3. Scheduling. I live in New York. Besides your big names on top of the scoring lists, I have no idea who plays for the Flames, Canucks, Kings, Ducks, Oilers or any other Western Conference team because I never see them. I couldn;t tell you what Roberto Luongo's style looks like because he is being held hostage in our state to the North. In fact, legend has it in these parts that the NHL had a civil war and the West seceded from the organization. 8 games against a division rival sounded great, but it has in fact become overkill. 6 games was plenty to get a good taste of a rivalry without feeling like we were only playing our division. It will also make it worth fighting that much more to beat your rivals when you have a fewer games to beat them with. The fans want to see every player in the league in every city, and will pay to see someone they don't get to see that often. Scheduling less division games will also get better attendance at rivalry games because there will be fewer in the season.

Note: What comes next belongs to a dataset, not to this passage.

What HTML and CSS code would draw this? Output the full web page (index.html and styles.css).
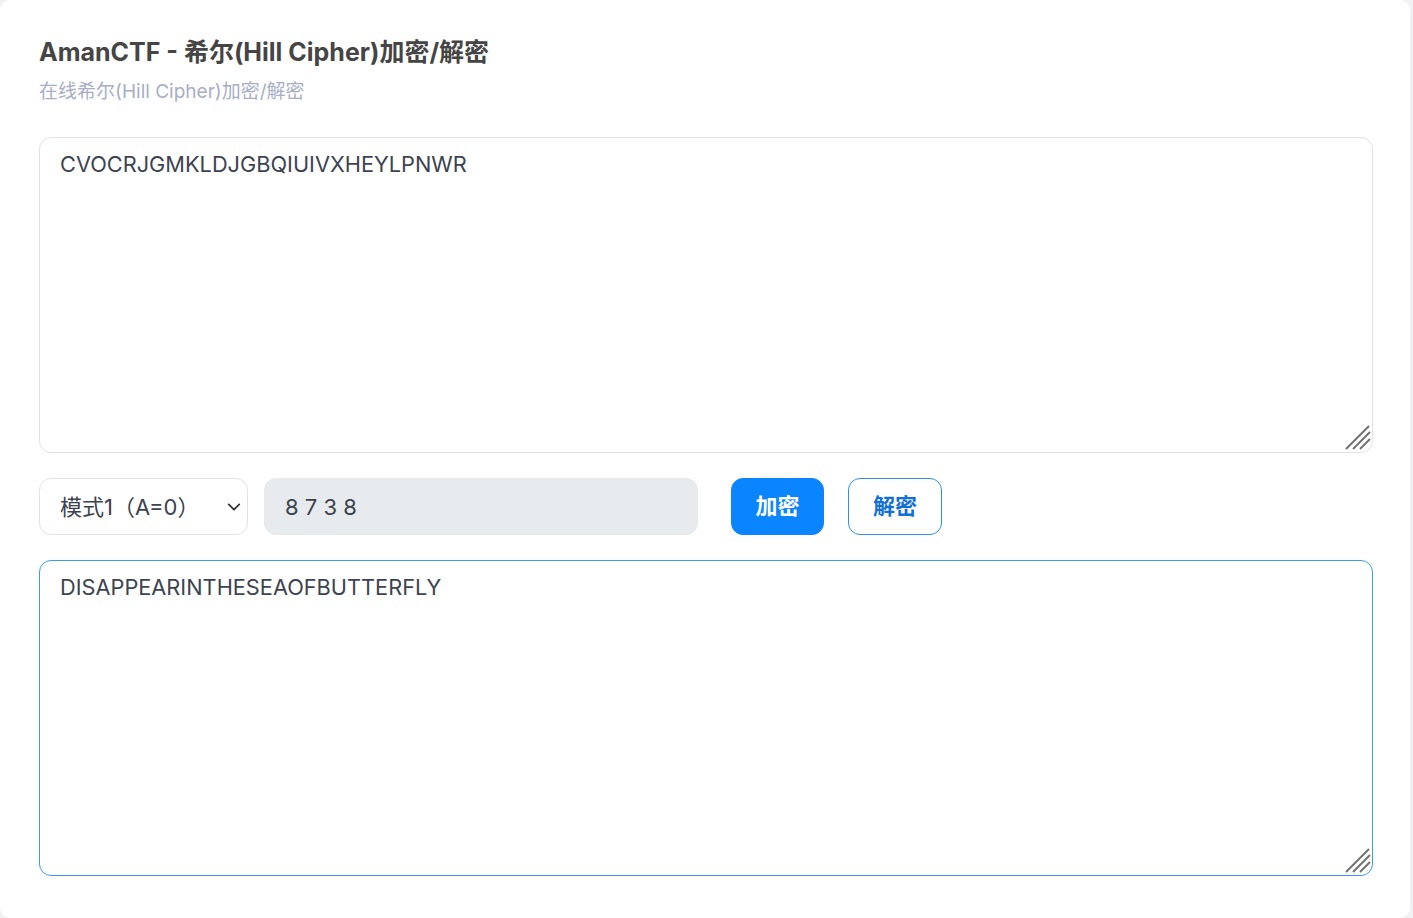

4. Don't Change Our Game. Please leave it as it is. I think it is as close to perfect as we can make it right now. No more rule changes. The obstruction is way down compared to before the lockout, and the truth is that it will never be fully gone. Do not remove fighting either. The game needs grit and enforcers. Trust that no player will ever want to see another player die from his own hands and understand that Fedoruk-Orr was a wake up call that let everyone know they need to be responsible for their choices and fists. The shootout has been a great additions that showcases the players skills when the teams appear to be even. It also highlights the GM's skills at building a team for every situation. The only slack the fans will give at this point are the final adjustments to be made to the uniforms next year, and making sure that you regulate the proper size for goalie equipment. The fans are begging here, we cannot deal with curved nets. Let the game go as it is from this point forward because it is fast-paced, yet brutal when it has to be. Goal scoring is up and the fans are happy. Let us enjoy the product while you market it to the rest of the world.